WHAT THE EXERCISE ASKS - Copy out the listing that follows, exact in every word, and skip the images.
□ □ □ □ □
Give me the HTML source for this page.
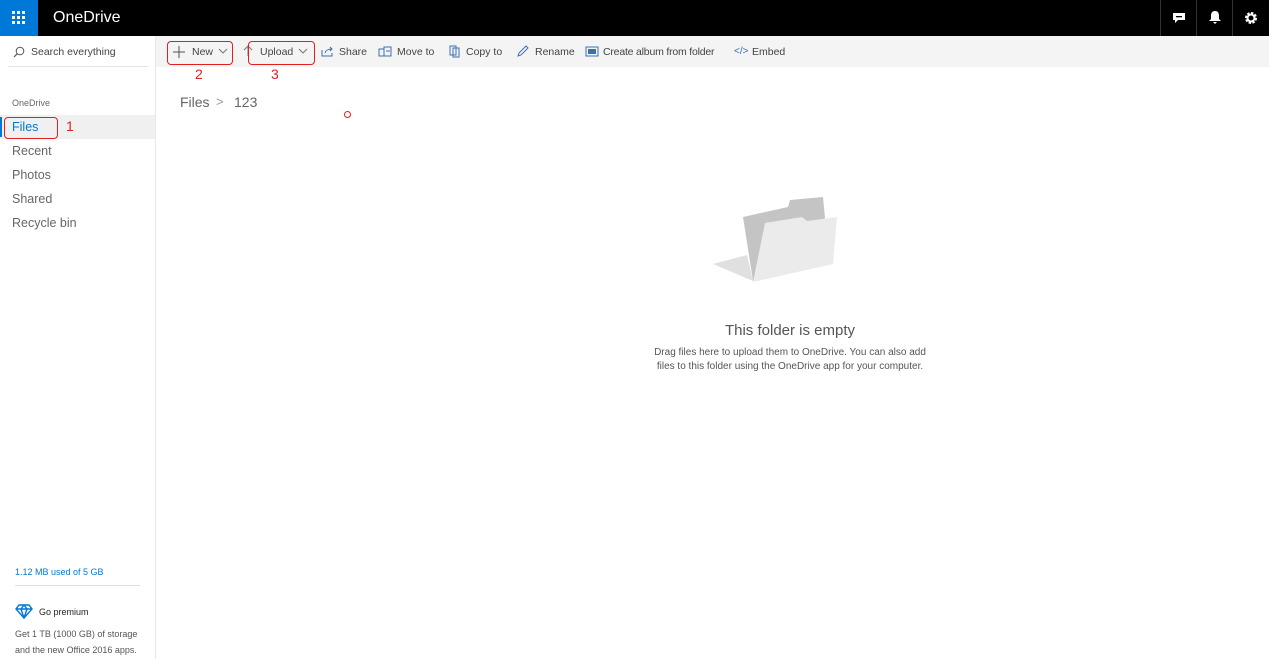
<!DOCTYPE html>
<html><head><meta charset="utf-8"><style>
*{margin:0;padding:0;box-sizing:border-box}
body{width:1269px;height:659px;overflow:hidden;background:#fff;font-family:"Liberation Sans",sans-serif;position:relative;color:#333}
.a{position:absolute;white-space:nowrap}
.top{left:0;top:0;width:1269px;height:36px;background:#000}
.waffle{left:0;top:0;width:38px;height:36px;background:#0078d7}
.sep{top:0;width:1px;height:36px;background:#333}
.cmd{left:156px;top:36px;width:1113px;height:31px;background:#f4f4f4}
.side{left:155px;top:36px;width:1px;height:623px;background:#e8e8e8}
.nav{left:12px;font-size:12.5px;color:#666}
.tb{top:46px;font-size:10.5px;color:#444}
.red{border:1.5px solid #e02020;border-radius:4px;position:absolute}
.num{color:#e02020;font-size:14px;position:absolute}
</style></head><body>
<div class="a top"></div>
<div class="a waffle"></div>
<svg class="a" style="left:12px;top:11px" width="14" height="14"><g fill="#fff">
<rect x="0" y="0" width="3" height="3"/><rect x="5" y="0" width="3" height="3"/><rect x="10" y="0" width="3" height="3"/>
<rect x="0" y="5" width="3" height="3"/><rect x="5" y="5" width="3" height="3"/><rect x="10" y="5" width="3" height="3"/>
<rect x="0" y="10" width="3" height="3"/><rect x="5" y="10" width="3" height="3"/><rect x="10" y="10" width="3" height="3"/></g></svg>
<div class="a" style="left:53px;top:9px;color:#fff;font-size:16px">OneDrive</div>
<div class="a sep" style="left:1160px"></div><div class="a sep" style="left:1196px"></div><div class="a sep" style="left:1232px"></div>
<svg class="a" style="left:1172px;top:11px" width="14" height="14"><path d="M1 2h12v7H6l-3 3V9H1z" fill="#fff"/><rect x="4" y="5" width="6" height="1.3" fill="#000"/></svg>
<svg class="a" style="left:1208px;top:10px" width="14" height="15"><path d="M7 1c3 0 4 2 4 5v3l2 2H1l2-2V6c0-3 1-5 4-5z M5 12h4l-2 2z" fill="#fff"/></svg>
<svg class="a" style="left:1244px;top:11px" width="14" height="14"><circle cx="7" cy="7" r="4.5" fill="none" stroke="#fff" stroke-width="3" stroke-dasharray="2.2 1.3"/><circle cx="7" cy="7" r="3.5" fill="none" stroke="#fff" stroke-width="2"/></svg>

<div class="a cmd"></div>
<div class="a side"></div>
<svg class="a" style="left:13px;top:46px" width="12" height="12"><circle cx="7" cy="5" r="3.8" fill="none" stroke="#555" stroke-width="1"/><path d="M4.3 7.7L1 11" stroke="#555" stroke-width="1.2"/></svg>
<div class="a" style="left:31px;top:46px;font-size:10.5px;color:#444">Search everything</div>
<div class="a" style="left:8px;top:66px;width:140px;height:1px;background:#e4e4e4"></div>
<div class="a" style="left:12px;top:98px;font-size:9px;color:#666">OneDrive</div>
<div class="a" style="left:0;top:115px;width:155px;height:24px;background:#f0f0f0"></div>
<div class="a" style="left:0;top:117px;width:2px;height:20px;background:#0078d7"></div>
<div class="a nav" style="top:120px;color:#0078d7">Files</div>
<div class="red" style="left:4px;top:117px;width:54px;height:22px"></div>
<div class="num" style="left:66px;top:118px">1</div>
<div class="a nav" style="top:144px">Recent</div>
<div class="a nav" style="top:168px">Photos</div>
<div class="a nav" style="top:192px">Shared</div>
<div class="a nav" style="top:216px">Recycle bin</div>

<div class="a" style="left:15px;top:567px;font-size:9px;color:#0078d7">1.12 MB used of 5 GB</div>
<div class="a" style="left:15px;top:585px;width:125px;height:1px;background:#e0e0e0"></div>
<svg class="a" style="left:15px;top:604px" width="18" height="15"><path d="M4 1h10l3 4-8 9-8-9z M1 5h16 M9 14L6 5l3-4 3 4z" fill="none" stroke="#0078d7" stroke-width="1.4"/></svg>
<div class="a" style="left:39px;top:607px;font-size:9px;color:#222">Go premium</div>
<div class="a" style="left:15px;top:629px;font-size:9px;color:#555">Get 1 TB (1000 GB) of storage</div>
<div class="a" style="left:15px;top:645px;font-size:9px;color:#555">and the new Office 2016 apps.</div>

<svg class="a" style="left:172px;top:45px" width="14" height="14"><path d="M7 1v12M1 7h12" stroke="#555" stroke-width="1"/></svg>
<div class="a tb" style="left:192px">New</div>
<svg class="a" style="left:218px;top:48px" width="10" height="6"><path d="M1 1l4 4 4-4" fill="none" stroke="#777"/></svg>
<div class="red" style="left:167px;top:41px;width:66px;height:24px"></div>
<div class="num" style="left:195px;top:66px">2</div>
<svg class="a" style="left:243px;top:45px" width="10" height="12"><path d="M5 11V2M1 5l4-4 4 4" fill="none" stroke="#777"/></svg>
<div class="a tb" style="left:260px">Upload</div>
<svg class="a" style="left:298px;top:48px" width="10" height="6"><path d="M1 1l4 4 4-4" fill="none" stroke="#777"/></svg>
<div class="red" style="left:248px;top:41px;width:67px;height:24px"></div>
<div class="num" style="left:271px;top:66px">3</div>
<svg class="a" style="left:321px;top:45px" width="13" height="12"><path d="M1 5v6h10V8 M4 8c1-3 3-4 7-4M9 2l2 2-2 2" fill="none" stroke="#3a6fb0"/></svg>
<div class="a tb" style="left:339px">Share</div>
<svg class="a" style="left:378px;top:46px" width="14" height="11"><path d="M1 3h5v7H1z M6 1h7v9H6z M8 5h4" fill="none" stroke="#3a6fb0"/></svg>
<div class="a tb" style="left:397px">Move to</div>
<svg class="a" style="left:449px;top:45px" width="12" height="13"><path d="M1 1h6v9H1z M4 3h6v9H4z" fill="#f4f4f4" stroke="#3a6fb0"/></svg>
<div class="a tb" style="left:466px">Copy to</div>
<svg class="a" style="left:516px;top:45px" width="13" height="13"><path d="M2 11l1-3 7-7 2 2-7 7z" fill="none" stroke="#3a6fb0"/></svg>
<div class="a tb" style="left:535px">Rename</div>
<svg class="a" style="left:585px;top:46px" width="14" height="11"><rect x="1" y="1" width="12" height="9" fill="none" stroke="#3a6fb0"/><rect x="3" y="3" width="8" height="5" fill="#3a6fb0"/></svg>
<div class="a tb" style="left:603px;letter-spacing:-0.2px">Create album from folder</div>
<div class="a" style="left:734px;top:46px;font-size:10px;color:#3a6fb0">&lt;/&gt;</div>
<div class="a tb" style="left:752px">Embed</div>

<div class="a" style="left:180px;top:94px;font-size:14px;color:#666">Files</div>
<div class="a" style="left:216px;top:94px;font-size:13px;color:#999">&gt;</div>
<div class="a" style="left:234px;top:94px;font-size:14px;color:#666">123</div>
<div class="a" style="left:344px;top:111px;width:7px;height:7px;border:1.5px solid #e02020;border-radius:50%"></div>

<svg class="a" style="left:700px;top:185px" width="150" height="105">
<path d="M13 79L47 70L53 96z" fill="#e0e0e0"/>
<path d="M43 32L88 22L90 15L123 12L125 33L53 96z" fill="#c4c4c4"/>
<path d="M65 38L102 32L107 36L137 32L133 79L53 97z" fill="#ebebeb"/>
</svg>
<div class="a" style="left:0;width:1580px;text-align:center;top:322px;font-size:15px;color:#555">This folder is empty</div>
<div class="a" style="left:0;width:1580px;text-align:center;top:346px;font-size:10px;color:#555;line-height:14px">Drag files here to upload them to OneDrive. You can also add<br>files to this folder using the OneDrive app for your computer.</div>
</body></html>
□ □ □ □ □
ANSWER FOR THIS EXERCISE -
Give me the HTML source for this page.
<!DOCTYPE html>
<html><head><meta charset="utf-8"><style>
*{margin:0;padding:0;box-sizing:border-box}
body{width:1269px;height:659px;overflow:hidden;background:#fff;font-family:"Liberation Sans",sans-serif;position:relative;color:#333}
.a{position:absolute;white-space:nowrap}
.top{left:0;top:0;width:1269px;height:36px;background:#000}
.waffle{left:0;top:0;width:38px;height:36px;background:#0078d7}
.sep{top:0;width:1px;height:36px;background:#333}
.cmd{left:156px;top:36px;width:1113px;height:31px;background:#f4f4f4}
.side{left:155px;top:36px;width:1px;height:623px;background:#e8e8e8}
.nav{left:12px;font-size:12.5px;color:#666}
.tb{top:46px;font-size:10.5px;color:#444}
.red{border:1.5px solid #e02020;border-radius:4px;position:absolute}
.num{color:#e02020;font-size:14px;position:absolute}
</style></head><body>
<div class="a top"></div>
<div class="a waffle"></div>
<svg class="a" style="left:12px;top:11px" width="14" height="14"><g fill="#fff">
<rect x="0" y="0" width="3" height="3"/><rect x="5" y="0" width="3" height="3"/><rect x="10" y="0" width="3" height="3"/>
<rect x="0" y="5" width="3" height="3"/><rect x="5" y="5" width="3" height="3"/><rect x="10" y="5" width="3" height="3"/>
<rect x="0" y="10" width="3" height="3"/><rect x="5" y="10" width="3" height="3"/><rect x="10" y="10" width="3" height="3"/></g></svg>
<div class="a" style="left:53px;top:9px;color:#fff;font-size:16px">OneDrive</div>
<div class="a sep" style="left:1160px"></div><div class="a sep" style="left:1196px"></div><div class="a sep" style="left:1232px"></div>
<svg class="a" style="left:1172px;top:11px" width="14" height="14"><path d="M1 2h12v7H6l-3 3V9H1z" fill="#fff"/><rect x="4" y="5" width="6" height="1.3" fill="#000"/></svg>
<svg class="a" style="left:1208px;top:10px" width="14" height="15"><path d="M7 1c3 0 4 2 4 5v3l2 2H1l2-2V6c0-3 1-5 4-5z M5 12h4l-2 2z" fill="#fff"/></svg>
<svg class="a" style="left:1244px;top:11px" width="14" height="14"><circle cx="7" cy="7" r="4.5" fill="none" stroke="#fff" stroke-width="3" stroke-dasharray="2.2 1.3"/><circle cx="7" cy="7" r="3.5" fill="none" stroke="#fff" stroke-width="2"/></svg>

<div class="a cmd"></div>
<div class="a side"></div>
<svg class="a" style="left:13px;top:46px" width="12" height="12"><circle cx="7" cy="5" r="3.8" fill="none" stroke="#555" stroke-width="1"/><path d="M4.3 7.7L1 11" stroke="#555" stroke-width="1.2"/></svg>
<div class="a" style="left:31px;top:46px;font-size:10.5px;color:#444">Search everything</div>
<div class="a" style="left:8px;top:66px;width:140px;height:1px;background:#e4e4e4"></div>
<div class="a" style="left:12px;top:98px;font-size:9px;color:#666">OneDrive</div>
<div class="a" style="left:0;top:115px;width:155px;height:24px;background:#f0f0f0"></div>
<div class="a" style="left:0;top:117px;width:2px;height:20px;background:#0078d7"></div>
<div class="a nav" style="top:120px;color:#0078d7">Files</div>
<div class="red" style="left:4px;top:117px;width:54px;height:22px"></div>
<div class="num" style="left:66px;top:118px">1</div>
<div class="a nav" style="top:144px">Recent</div>
<div class="a nav" style="top:168px">Photos</div>
<div class="a nav" style="top:192px">Shared</div>
<div class="a nav" style="top:216px">Recycle bin</div>

<div class="a" style="left:15px;top:567px;font-size:9px;color:#0078d7">1.12 MB used of 5 GB</div>
<div class="a" style="left:15px;top:585px;width:125px;height:1px;background:#e0e0e0"></div>
<svg class="a" style="left:15px;top:604px" width="18" height="15"><path d="M4 1h10l3 4-8 9-8-9z M1 5h16 M9 14L6 5l3-4 3 4z" fill="none" stroke="#0078d7" stroke-width="1.4"/></svg>
<div class="a" style="left:39px;top:607px;font-size:9px;color:#222">Go premium</div>
<div class="a" style="left:15px;top:629px;font-size:9px;color:#555">Get 1 TB (1000 GB) of storage</div>
<div class="a" style="left:15px;top:645px;font-size:9px;color:#555">and the new Office 2016 apps.</div>

<svg class="a" style="left:172px;top:45px" width="14" height="14"><path d="M7 1v12M1 7h12" stroke="#555" stroke-width="1"/></svg>
<div class="a tb" style="left:192px">New</div>
<svg class="a" style="left:218px;top:48px" width="10" height="6"><path d="M1 1l4 4 4-4" fill="none" stroke="#777"/></svg>
<div class="red" style="left:167px;top:41px;width:66px;height:24px"></div>
<div class="num" style="left:195px;top:66px">2</div>
<svg class="a" style="left:243px;top:45px" width="10" height="12"><path d="M5 11V2M1 5l4-4 4 4" fill="none" stroke="#777"/></svg>
<div class="a tb" style="left:260px">Upload</div>
<svg class="a" style="left:298px;top:48px" width="10" height="6"><path d="M1 1l4 4 4-4" fill="none" stroke="#777"/></svg>
<div class="red" style="left:248px;top:41px;width:67px;height:24px"></div>
<div class="num" style="left:271px;top:66px">3</div>
<svg class="a" style="left:321px;top:45px" width="13" height="12"><path d="M1 5v6h10V8 M4 8c1-3 3-4 7-4M9 2l2 2-2 2" fill="none" stroke="#3a6fb0"/></svg>
<div class="a tb" style="left:339px">Share</div>
<svg class="a" style="left:378px;top:46px" width="14" height="11"><path d="M1 3h5v7H1z M6 1h7v9H6z M8 5h4" fill="none" stroke="#3a6fb0"/></svg>
<div class="a tb" style="left:397px">Move to</div>
<svg class="a" style="left:449px;top:45px" width="12" height="13"><path d="M1 1h6v9H1z M4 3h6v9H4z" fill="#f4f4f4" stroke="#3a6fb0"/></svg>
<div class="a tb" style="left:466px">Copy to</div>
<svg class="a" style="left:516px;top:45px" width="13" height="13"><path d="M2 11l1-3 7-7 2 2-7 7z" fill="none" stroke="#3a6fb0"/></svg>
<div class="a tb" style="left:535px">Rename</div>
<svg class="a" style="left:585px;top:46px" width="14" height="11"><rect x="1" y="1" width="12" height="9" fill="none" stroke="#3a6fb0"/><rect x="3" y="3" width="8" height="5" fill="#3a6fb0"/></svg>
<div class="a tb" style="left:603px;letter-spacing:-0.2px">Create album from folder</div>
<div class="a" style="left:734px;top:46px;font-size:10px;color:#3a6fb0">&lt;/&gt;</div>
<div class="a tb" style="left:752px">Embed</div>

<div class="a" style="left:180px;top:94px;font-size:14px;color:#666">Files</div>
<div class="a" style="left:216px;top:94px;font-size:13px;color:#999">&gt;</div>
<div class="a" style="left:234px;top:94px;font-size:14px;color:#666">123</div>
<div class="a" style="left:344px;top:111px;width:7px;height:7px;border:1.5px solid #e02020;border-radius:50%"></div>

<svg class="a" style="left:700px;top:185px" width="150" height="105">
<path d="M13 79L47 70L53 96z" fill="#e0e0e0"/>
<path d="M43 32L88 22L90 15L123 12L125 33L53 96z" fill="#c4c4c4"/>
<path d="M65 38L102 32L107 36L137 32L133 79L53 97z" fill="#ebebeb"/>
</svg>
<div class="a" style="left:0;width:1580px;text-align:center;top:322px;font-size:15px;color:#555">This folder is empty</div>
<div class="a" style="left:0;width:1580px;text-align:center;top:346px;font-size:10px;color:#555;line-height:14px">Drag files here to upload them to OneDrive. You can also add<br>files to this folder using the OneDrive app for your computer.</div>
</body></html>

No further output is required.